What we saw were a variety of stalagmites (up) and stalactites (down)—(I think of a mighty thumbs up to remember which is which)—together with formations called soda straws, draperies, flowstone, columns, lily pads, cave pearls, popcorn, etc., some quite small and some HUGE!!! It’s hard to briefly describe how all of this was formed, but basically it all began slowly over 500,000 years ago, after the cavern had formed—at a time when a wetter, cooler climate prevailed. Creation of each formation goes through a rather complicated chemical process that results in drops of calcite-laden water “depositing its tiny mineral load as a crystal of calcite. Billions and Billions of drops later, thousands of cave formations had taken shape.” The popcorn was formed differently, where water evaporated and left behind aragonite—similar to calcite but with a different crystal structure. All of it was absolutely jaw-dropping amazing!

It was nice to have some extra days in Carlsbad to relax and catch up on such things as laundry, emails and blog-writing. We’re still a bit slow in posting, but eventually we’ll get them all done. Writing blogs is easy, but the rest is way more time-consuming than we anticipate, especially since we try to edit and choose the best photos possible to go along with our words.  Then it’s a 4-step process to export and import these photos to Word Press. Thanks again for your patience.

The drive from Carlsbad to White Sands National Park was far different than we expected. For many days (since leaving San Antonio) we drove through hundreds and hundreds of miles of flat, vast desert expanses across West Texas to Big Bend (elevation 1800’), continuing alongside the Guadalupe Mountains and up into southeastern New Mexico to Carlsbad (3295’) and beyond. We continued through these arid desert landscapes until about 50 miles before we got to White Sands. And suddenly we found ourselves driving up, up, up a very long, mostly divided highway, passing lots of green pastures (plus horses and cattle for the first time in days), more and more trees and eventually dense evergreen forests (for the first time since Arkansas), providing a backdrop for the stunning golden aspen. At the summit we discovered a very classy Ski Cloudcroft—New Mexico’s smallest and southernmost ski area at 8400’! What a glorious surprise!

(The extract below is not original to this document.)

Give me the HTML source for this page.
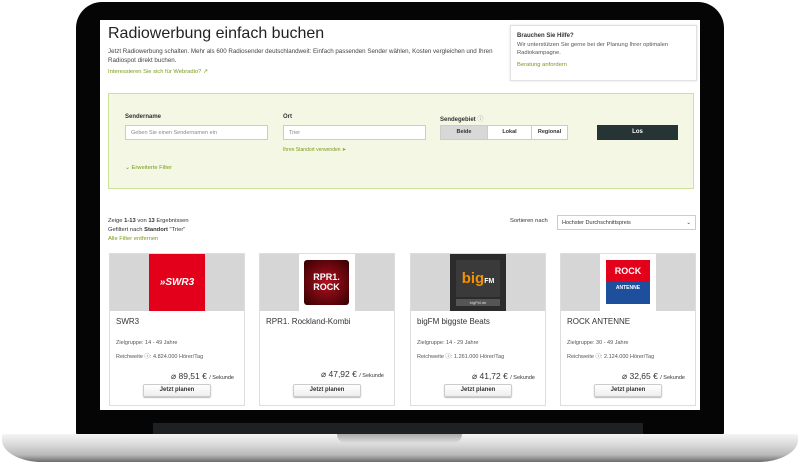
<!DOCTYPE html>
<html><head><meta charset="utf-8"><style>
*{margin:0;padding:0;box-sizing:border-box}
body{width:800px;height:468px;background:#fff;position:relative;overflow:hidden;font-family:"Liberation Sans",sans-serif;color:#333}
.abs{position:absolute}
.bezel{left:76px;top:2px;width:648px;height:436px;background:#050505;border-radius:26px 26px 6px 6px}
.screen{left:100px;top:20px;width:600px;height:390px;background:#fff;overflow:hidden}
.hinge{left:153px;top:423px;width:490px;height:12px;background:#1e2124}
.base{left:2px;top:434px;width:796px;height:28px;border-radius:2px 2px 40px 40px/2px 2px 22px 22px;background:linear-gradient(#f4f4f4 0%,#d8d8d8 40%,#b8b8b8 75%,#6c6c6c 100%)}
.notch{left:337px;top:434px;width:125px;height:9px;border-radius:0 0 10px 10px;background:linear-gradient(#aaa,#ddd)}
.s{position:absolute;font-size:6px;white-space:nowrap}
.g{color:#7a9a1a}
.inp{position:absolute;height:15px;background:#fff;border:1px solid #ccc;font-size:5.5px;color:#888;padding:4px 5px}
.card{position:absolute;top:233px;width:136px;height:153px;border:1px solid #ddd;background:#fff}
.card .img{position:absolute;left:0;top:0;width:134px;height:57px;background:#d6d6d6}
.card .logo{position:absolute;left:39px;top:0;width:56px;height:57px}
.card .n{position:absolute;left:6px;top:63px;font-size:8px;color:#333}
.card .z{position:absolute;left:6px;top:86px;font-size:5.5px;color:#555}
.card .r{position:absolute;left:6px;top:98px;font-size:5.5px;color:#555}
.card .p{position:absolute;right:10px;top:117px;font-size:8.5px;color:#333}
.card .p small{font-size:5.5px}
.card .b{position:absolute;left:33px;top:130px;width:68px;height:13px;border:1px solid #ccc;border-radius:2px;background:linear-gradient(#fff,#eee);box-shadow:0 1px 1px #bbb;font-size:6px;font-weight:bold;text-align:center;line-height:11px;color:#333}
</style></head><body>
<div class="abs bezel"></div>
<div class="abs hinge"></div>
<div class="abs base"></div>
<div class="abs notch"></div>
<div class="abs screen">
 <div class="s" style="left:8px;top:5px;font-size:16px;color:#222">Radiowerbung einfach buchen</div>
 <div class="s" style="left:8px;top:28px;font-size:6.2px;color:#444">Jetzt Radiowerbung schalten. Mehr als 600 Radiosender deutschlandweit: Einfach passenden Sender wählen, Kosten vergleichen und Ihren</div>
 <div class="s" style="left:8px;top:37px;font-size:6.2px;color:#444">Radiospot direkt buchen.</div>
 <div class="s g" style="left:8px;top:49px;font-size:5.8px">Interessieren Sie sich für Webradio? ↗</div>
 <div class="abs" style="left:410px;top:5px;width:187px;height:56px;border:1px solid #e2e2e2;box-shadow:0 0 2px #ddd"></div>
 <div class="s" style="left:417px;top:13px;font-size:6px;font-weight:bold">Brauchen Sie Hilfe?</div>
 <div class="s" style="left:417px;top:22px;font-size:5.8px;color:#555">Wir unterstützen Sie gerne bei der Planung Ihrer optimalen</div>
 <div class="s" style="left:417px;top:30px;font-size:5.8px;color:#555">Radiokampagne.</div>
 <div class="s g" style="left:417px;top:42px;font-size:5.8px">Beratung anfordern</div>
 <div class="abs" style="left:8px;top:73px;width:586px;height:96px;background:#f3f7e4;border:1px solid #cfe09a"></div>
 <div class="s" style="left:25px;top:94px;font-weight:bold;font-size:6px">Sendername</div>
 <div class="s" style="left:183px;top:94px;font-weight:bold;font-size:6px">Ort</div>
 <div class="s" style="left:340px;top:94px;font-weight:bold;font-size:6px">Sendegebiet <span style="color:#999;font-weight:normal">ⓘ</span></div>
 <div class="inp" style="left:25px;top:105px;width:143px">Geben Sie einen Sendernamen ein</div>
 <div class="inp" style="left:183px;top:105px;width:143px">Trier</div>
 <div class="abs" style="left:340px;top:105px;width:128px;height:15px;border:1px solid #ccc;background:#fff;display:flex;font-size:5.5px;font-weight:bold;text-align:center;line-height:13px">
  <div style="width:46px;background:#d8d8d8">Beide</div><div style="width:44px;border-left:1px solid #ccc">Lokal</div><div style="flex:1;border-left:1px solid #ccc">Regional</div></div>
 <div class="abs" style="left:497px;top:105px;width:81px;height:15px;background:#263436;color:#fff;font-size:6px;font-weight:bold;text-align:center;line-height:15px">Los</div>
 <div class="s g" style="left:183px;top:127px;font-size:5px">Ihren Standort verwenden ➤</div>
 <div class="s g" style="left:25px;top:145px;font-size:5.8px">⌄ Erweiterte Filter</div>
 <div class="s" style="left:8px;top:198px;font-size:5.8px">Zeige <b>1-13</b> von <b>13</b> Ergebnissen</div>
 <div class="s" style="left:8px;top:207px;font-size:5.8px">Gefiltert nach <b>Standort</b> "Trier"</div>
 <div class="s g" style="left:8px;top:216px;font-size:5.8px">Alle Filter entfernen</div>
 <div class="s" style="left:410px;top:198px;font-size:5.8px">Sortieren nach</div>
 <div class="inp" style="left:457px;top:195px;width:139px;color:#333;height:15px;padding:4px">Hochster Durchschnittspreis<span style="float:right">⌄</span></div>

 <div class="card" style="left:9px"><div class="img"></div><div class="logo" style="background:#e3001b;color:#fff;font-weight:bold;font-style:italic;font-size:10px;text-align:center;line-height:57px">»SWR3</div>
  <div class="n">SWR3</div><div class="z">Zielgruppe: 14 - 49 Jahre</div><div class="r">Reichweite ⓘ: 4.824.000 Hörer/Tag</div><div class="p">⌀ 89,51 € <small>/ Sekunde</small></div><div class="b">Jetzt planen</div></div>
 <div class="card" style="left:159px"><div class="img"></div><div class="logo" style="background:#fff"><div style="position:absolute;left:5px;top:6px;width:45px;height:45px;border-radius:3px;background:radial-gradient(#b01020,#300);color:#fff;font-weight:bold;font-size:9px;text-align:center;line-height:10px;padding-top:12px">RPR1.<br>ROCK</div></div>
  <div class="n">RPR1. Rockland-Kombi</div><div class="p" style="top:115px">⌀ 47,92 € <small>/ Sekunde</small></div><div class="b">Jetzt planen</div></div>
 <div class="card" style="left:310px"><div class="img"></div><div class="logo" style="background:#2b2b2b"><div style="position:absolute;left:6px;top:6px;width:44px;height:37px;background:#3a3a3a;color:#f39200;font-weight:bold;font-size:15px;line-height:37px;text-align:center">big<span style="color:#fff;font-size:7px">FM</span></div><div style="position:absolute;left:6px;top:45px;width:44px;height:7px;background:#555;color:#ddd;font-size:4px;text-align:center;line-height:7px">bigFM.de</div></div>
  <div class="n">bigFM biggste Beats</div><div class="z">Zielgruppe: 14 - 29 Jahre</div><div class="r">Reichweite ⓘ: 1.261.000 Hörer/Tag</div><div class="p">⌀ 41,72 € <small>/ Sekunde</small></div><div class="b">Jetzt planen</div></div>
 <div class="card" style="left:460px"><div class="img"></div><div class="logo" style="background:#fff"><div style="position:absolute;left:6px;top:6px;width:44px;height:44px;background:#e3001b;color:#fff;font-weight:bold;text-align:center"><div style="font-size:9px;line-height:22px">ROCK</div><div style="background:#1d4f9c;height:22px;font-size:5px;line-height:12px">ANTENNE</div></div></div>
  <div class="n">ROCK ANTENNE</div><div class="z">Zielgruppe: 30 - 49 Jahre</div><div class="r">Reichweite ⓘ: 2.124.000 Hörer/Tag</div><div class="p">⌀ 32,65 € <small>/ Sekunde</small></div><div class="b">Jetzt planen</div></div>
</div>
</body></html>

When we descended, we were treated to the vastness of the New Mexican plains and our first peek at White Sands (above right). With the little we’ve seen so far on this trip, we’re beginning to see why New Mexico is called “The Land of Enchantment.” And once again, we found a welcoming KOA Campground in nearby Alamogordo (where most businesses are) to spend 2 nights. Photographer Gary got very excited when he discovered there were so many photo possibilities at White Sands National Park at sunset, so we took off fairly soon the same day to see what we could find—about a 30-minute drive. We were surprised at how wet the sand was (and how hard it is to climb, since it’s very loose). We also discovered that White Sands is the largest gypsum dune field in the world, shelters over 800 species of animals and is described as one of the world’s great natural wonders. It was especially fun to watch some families sledding down the dunes (we passed on this) and also to photograph our very long shadows (love those long, skinny legs!). Here are some of the photos we took:


We didn’t realize (or had forgotten) how many scientific and military activities have happened and are happening around Alamogordo. Holloman Air Force Base (established in 1942) is home to the world’s longest (almost 10 miles) and fastest (almost 10,000’ per second or Mach 9)) test track. It also plays a key role in training F-16 and Reaper (drone) pilots from the U.S., U.K. and many other allied countries (including Ukraine). Nearby White Sands Missile Range (one of the key locations for the highly secret Manhattan Project—led by J. Robert Oppenheimer –and where the first atomic bomb was tested in 1945) covers 2.2 million acres in this area of Southern New Mexico and has evolved into the U.S. Army’s largest military testing area and firing range. In addition, we discovered and visited the modern New Mexico Museum of Space History (below) with amazing photos, films and exhibits that bring the story of man’s race to the stars alive, from the earliest pursuits… remember the space chimps HAM & Enos?!? This whole area is considered the birthplace of space exploration and we really enjoyed learning more about it. It was also fun to be entertained at the campground that night by a group of retired Air Force men who enjoy singing, telling stories and playing their guitars. Great fun!


This whole area has a much different vibe than places like Santa Fe and Taos (which we also love), and spending a little time in this part of New Mexico has been a fascinating and delightful experience.

(Footnote: Little did I know that when setting an intention last January to spend more time being “creative,” I could produce such creative spacing in our last blog! I think we’ve finally solved that glitch too, but it does give me an opportunity to practice “Oh-Well-ness”…as in, oh well!)

2 thoughts on “VAN – CHAPTER VII – NEW MEXICO”

  1. Karen and I enjoy reading and learning about places and events in your travel blog. Google search: Stalactites are icicle-shaped mineral formations that hang from the ceilings of caves, hot springs, or man-made structures:

    To remember the difference, I think of stalagmites as little “mites” crawling on the floor and stalactites hanging “tightly” from the ceiling.